- Education: Booth School of Business
- Years active: 2013 - current
- Known for: Co-founder, CEO, Darby Smart
- Spouse: Michael Farb
- Children: 2

= Nicole Farb =

American entrepreneur and business executive

Nicole Shariat Farb is an American entrepreneur and business executive. She is a co-founder and the chief executive officer of the video community Darby Smart. Prior to founding the company, Farb worked as a Head of Emerging Private Companies at Goldman Sachs. Farb has also appeared several times on Good Morning America as a DIY expert. She is also active in pursuing diversity and equality in the tech industry.

==Early life and education==
Farb was raised in Orange County, California. When she was 10 years old, she started a business making and selling hair bows. After graduating high school she briefly pursued a career in acting, before studying journalism at Loyola University. After Loyola, she received her Master's in Education from University of California, Irvine and worked as a teacher before attending business school at the University of Chicago Booth School of Business.

==Career==
Farb relocated to San Francisco, California and began working for Goldman Sachs where she was a vice president. After experiencing frustration while crafting thank you cards following her 2011 wedding, she left Goldman Sachs to start Darby Smart.

She recruited software engineer, Karl Mendes, as a co-founder and raised a $1 million seed round of funding. Darby Smart was launched in June 2013. In Spring 2014, Darby Smart raised an additional $6.3 million in Series A funding led by Maveron.

Farb led the company into a partnership with Urban Outfitters in Fall 2014. In 2015, she formed a partnership with the craft retailer Michael's. By 2016, Farb had launched the Darby Smart app which helps users create videos.

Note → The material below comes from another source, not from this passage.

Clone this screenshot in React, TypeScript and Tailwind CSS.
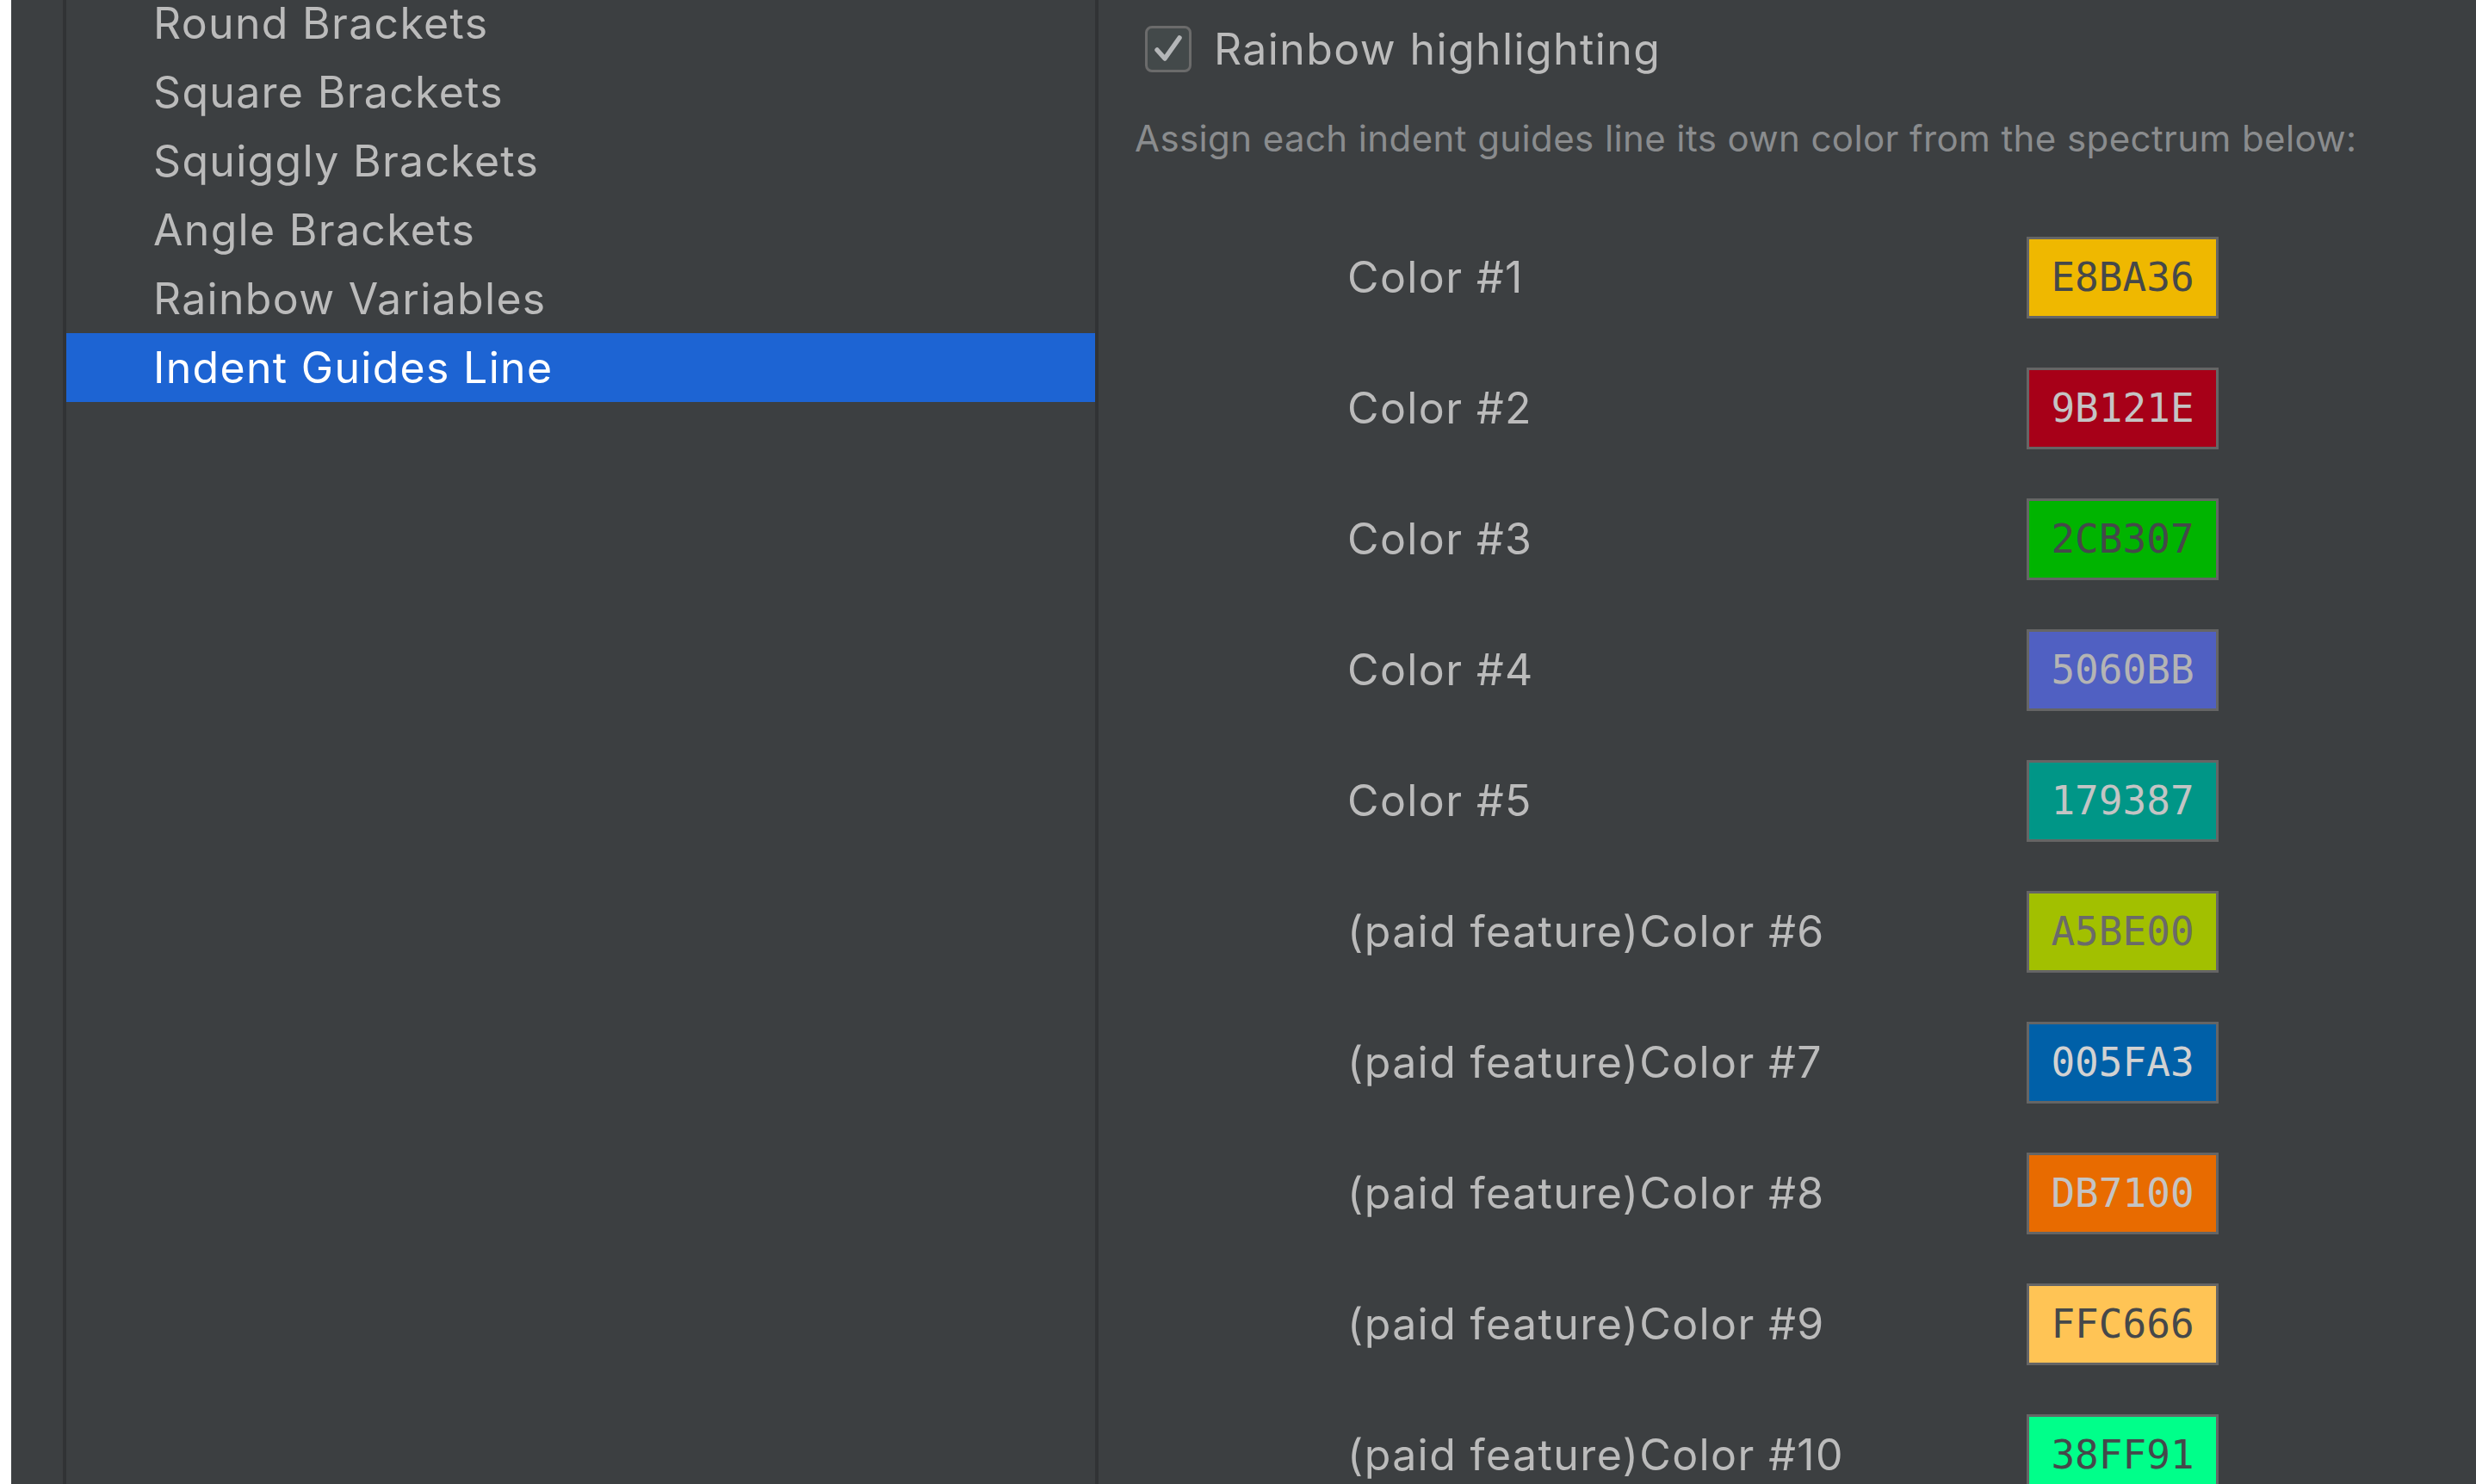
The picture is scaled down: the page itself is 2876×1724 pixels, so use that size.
import React from 'react'

const SANS = "font-['Inter','Liberation_Sans',sans-serif]"
const MONO = "font-['DejaVu_Sans_Mono','Liberation_Mono',monospace]"

const listItems = [
  'Round Brackets',
  'Square Brackets',
  'Squiggly Brackets',
  'Angle Brackets',
  'Rainbow Variables',
  'Indent Guides Line',
]

interface Swatch {
  label: string
  hex: string
  bg: string
  fg: string
}

const swatches: Swatch[] = [
  { label: 'Color #1', hex: 'E8BA36', bg: 'bg-[#efb800]', fg: 'text-[#45484a]' },
  { label: 'Color #2', hex: '9B121E', bg: 'bg-[#a70018]', fg: 'text-[#c4c4c4]' },
  { label: 'Color #3', hex: '2CB307', bg: 'bg-[#00b400]', fg: 'text-[#45484a]' },
  { label: 'Color #4', hex: '5060BB', bg: 'bg-[#5060c2]', fg: 'text-[#b4b4b4]' },
  { label: 'Color #5', hex: '179387', bg: 'bg-[#009687]', fg: 'text-[#c4c4c4]' },
  { label: '(paid feature)Color #6', hex: 'A5BE00', bg: 'bg-[#a2c000]', fg: 'text-[#6a6a6a]' },
  { label: '(paid feature)Color #7', hex: '005FA3', bg: 'bg-[#0060a8]', fg: 'text-[#d2d2d2]' },
  { label: '(paid feature)Color #8', hex: 'DB7100', bg: 'bg-[#e86b00]', fg: 'text-[#c4c4c4]' },
  { label: '(paid feature)Color #9', hex: 'FFC666', bg: 'bg-[#ffc455]', fg: 'text-[#45484a]' },
  { label: '(paid feature)Color #10', hex: '38FF91', bg: 'bg-[#00ff8a]', fg: 'text-[#45484a]' },
]

export default function App() {
  return (
    <div className={`flex h-[1724px] w-[2876px] overflow-hidden bg-[#3c3f41] ${SANS}`}>
      {/* window edge */}
      <div className="w-[13px] shrink-0 bg-white" />

      {/* gutter */}
      <div className="w-[64px] shrink-0 border-r-4 border-[#313335]" />

      {/* category list */}
      <div className="w-[1195px] shrink-0 -mt-[13px]">
        {listItems.map((item, i) => {
          const selected = i === listItems.length - 1
          return (
            <div
              key={item}
              className={`flex h-[80px] items-center pl-[101px] text-[50px] tracking-[1.3px] ${
                selected ? 'bg-[#1d64d3] text-white' : 'text-[#bbbbbb]'
              }`}>
              {item}
            </div>
          )
        })}
      </div>

      <div className="w-[4px] shrink-0 bg-[#313335]" />

      {/* settings panel */}
      <div className="flex-1">
        <div className="flex items-center gap-[26px] pl-[54px] pt-[30px]">
          <div className="flex h-[54px] w-[54px] items-center justify-center rounded-[8px] border-[3px] border-[#6b6b6b] bg-[#43494a]">
            <svg width="40" height="40" viewBox="0 0 40 40" fill="none">
              <path d="M7 21l9 10 17-24" stroke="#b4b6b8" strokeWidth="5.5" strokeLinecap="round" strokeLinejoin="round" />
            </svg>
          </div>
          <span className="text-[50px] leading-[54px] tracking-[1.4px] text-[#bbbbbb]">Rainbow highlighting</span>
        </div>

        <p className="mt-[52px] pl-[42px] text-[42px] leading-[50px] tracking-[0.4px] text-[#8a8c8e]">
          Assign each indent guides line its own color from the spectrum below:
        </p>

        <div className="mt-[60px] pl-[289px]">
          {swatches.map(s => (
            <div key={s.hex} className="flex h-[152px] items-center">
              <span className="w-[789px] shrink-0 text-[50px] tracking-[1.4px] text-[#bbbbbb]">{s.label}</span>
              <div
                className={`flex h-[95px] w-[223px] items-center justify-center border-[3px] border-[#656565] ${s.bg} ${s.fg} ${MONO} text-[46px]`}>
                {s.hex}
              </div>
            </div>
          ))}
        </div>
      </div>
    </div>
  )
}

Farb has been vocal about diversity and inclusion issues in the tech industry, and was quoted in Emily Chang's 2018 book, Brotopia about her experience as a female entrepreneur in Silicon Valley.

In 2018, Darby Smart was acquired by Grove Collaborative, and Nicole Farb joined the company's beauty venture.

==Personal life==
Farb married Michael Farb, the co-founder of sports recruiting software company CaptainU, in 2011. The couple met while attending the Booth School of Business and have twin boys.